2018.04.18. Il est impardonnable que la lunetterie New Look se serve de l’anglicisme «T’es due » comme accroche publicitaire (Le Québec express, 18 avril, p. 3). Le franglicisme «due pour » est plus difficile à déceler, il est vrai, que l’expression empruntée «New look ». Mais la lunetterie et ses publicitaires devraient à l’avenir consulter les répertoires correctifs existants avant de lancer un tel message publicitaire. La Banque de dépannage de l’Office observe : «dû est utilisé à tort dans diverses expressions calquées de l’anglais to be due for au sens d’« être mûr pour », « avoir besoin de », « être attendu pour » ou « qui doit arriver ». Le Multi Dictionnaire et Usito vont dans le même sens. La bévue contribue à saper les efforts d’amélioration du français en sol québécois et à perpétuer le calque.

Coaching (2018)

 2018.04.22. Les bureaux de Coaching Québec accordent le monopole au mot anglais. L’enseigne de la rue (3281, chemin Sainte-Foy) annonce : Coaching Québec /Formation PNL – Coaching; à l’intérieur du centre commercial, on lit, en plus, «coaching d’affaires» et «coaching de vie ». Il y aurait lieu de considérer l’utilisation possible de synonymes français. Usito note que le mot est critiqué comme synonyme de mentorat, d’accompagnement. L’écrivain Michel Tournier a exhumé un vieux mot français sauvé par l’anglais : «guidance» (Le Pied de la lettre; Folio, 2881; p. 72). On pourrait le rapatrier étant donné la difficulté à trouver des équivalents à «coaching », mot difficile à intégrer dans le système linguistique français. Sans modifier la raison sociale de l’organisme, on pourrait s’en servir dans l'énumération des services offerts : Guidance familiale, Guidance infantile, Guidance psychologique, Guidance d’affaires, etc. Cela contribuerait à l’enrichissement de la langue d’ici et du français international.

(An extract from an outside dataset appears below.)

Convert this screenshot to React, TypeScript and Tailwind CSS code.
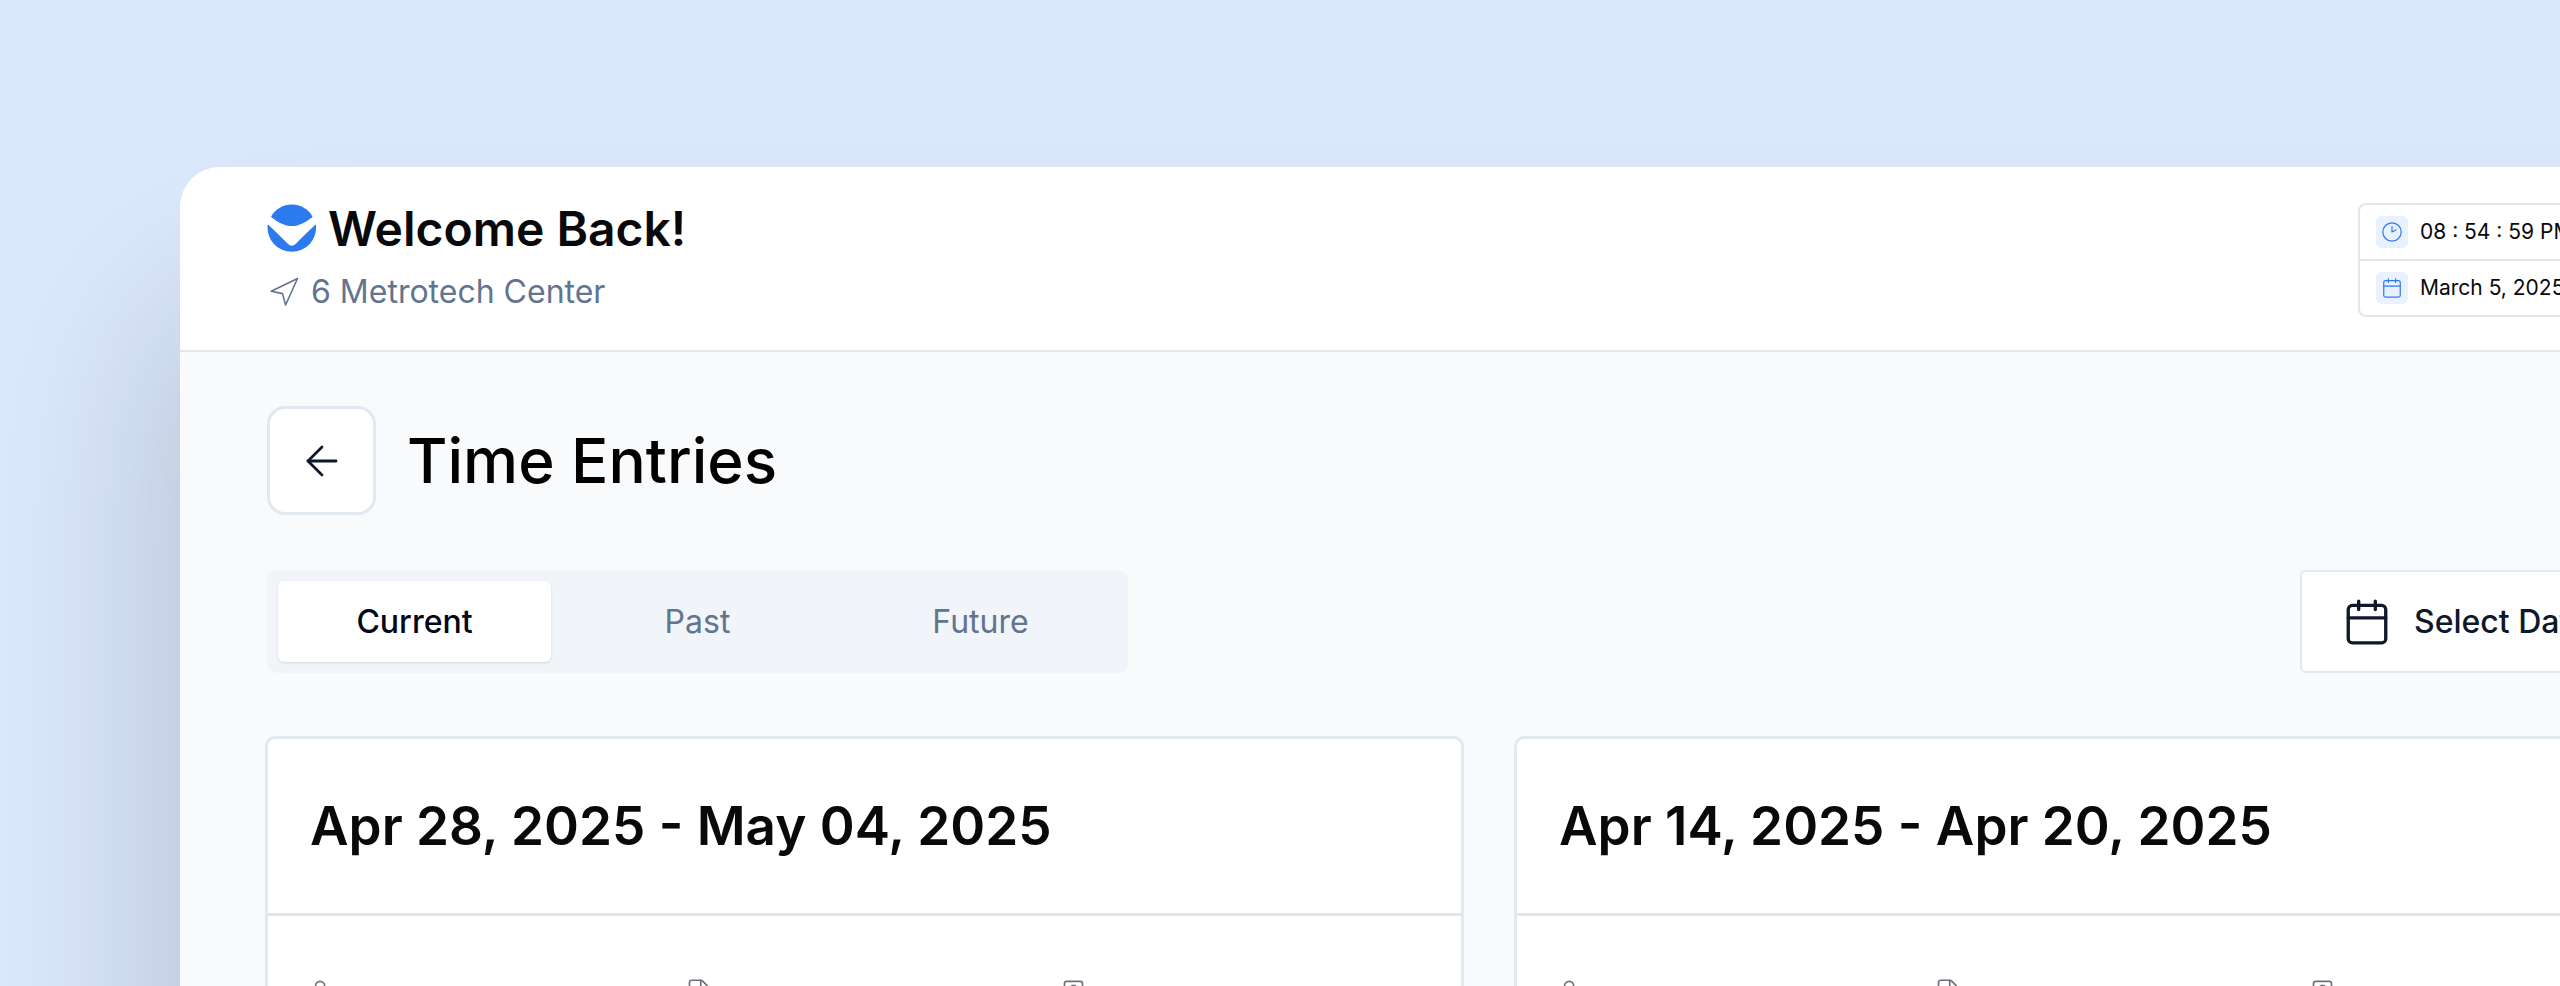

«Pu capable» (Joual) (2018)

2018.04.21. Il est regrettable qu’un journal de Québec, le plus ancien, se mette à jouer la carte du «jaunisme» et du sensationnalisme. Il fait fond sur tous les scandales du milieu (meurtres, viols, braquages, etc.). Il met en exergue le langage populaire et le «joual ». Un exemple : «Pu capable de l’entendre. Fais de quoi!» (Le Soleil, 20 avril, p. 2). Il est compréhensible que les journalistes et les titreurs profitent des perles et des «bons mots» des témoins : cela ne peut qu’être du pur jus, du vrai, du local, du terroir. La manchette joualisante n’ajoute rien à la nouvelle ou à l’explication d’un phénomène. Mais elle habitue l’œil québécois à la graphie réductrice de «pu » ou «pus » ou, encore, de «pis » (puis). Leur langue et leurs doigts suivront le sillage un jour. 

jeudi 8 avril 2021

Médium large (2018)

 2018.04.20. Madame Isabelle Craig. Vous n’êtes pas sans savoir que le titre «Médium Large » est un calque fantaisiste de l’anglais. Vos collègues sont au courant. Des auditeurs ont même noté la gêne des animateurs à utiliser l’expression. On se contente souvent de «Bonjour, ici X.Y. avec vous». En matinée (19 avril, à 10 h +), vous avez entonné « On se retrouve après les nouvelles pour la 2e heure de Médium Large » et, six minutes plus tard, «Vous écoutez Médium Large». Même si le sens supposé de l’expression (média qui ratisse large) a peu à voir avec son utilisation dans le monde de la gastronomie ou de la confection, elle a pour effet, diffusée sur les ondes, de raffermir une mauvaise habitude langagière des Québécois et des francophones canadiens. Les animateurs et les animatrices, sensibles aux difficultés vécues par le français en Amérique, devraient éviter l’anglicisme en ondes même si le guide horaire continue d’annoncer le titre choisi il y a une dizaine d’années.

Récipiendaire (2018)

 2018.04.06. Il est probable que l’équipe chargée de l'émission «Radio-Canada cet après-midi» tient des séances de débreffage. On doit y aborder les dérapages linguistiques et les formes fautives utilisés tout à trac. En voici une entendue vers 15 h 35 (6 avril). Un chroniqueur a parlé des «récipiendaires» de courriels. À la première occasion, il faut faire un détour par le Robert ou le Larousse : un récipiendaire est une personne reçue dans un cercle ou à qui on remet un diplôme ou une décoration. Certains ont osé, par le passé, en qualifier le gagnant d’un concours. On les a critiqués. Ici, un journaliste en rajoute: des destinataires deviennent des «récipiendaires» de messages, de lettres, de courriels… Il faudra suggérer à Guy Bertrand, le conseiller linguistique de Radio-Canada et de ses employés, de mettre à jour ses commentaires sur le mot (400 capsules linguistiques, vol. 1, 1999, p. 150)!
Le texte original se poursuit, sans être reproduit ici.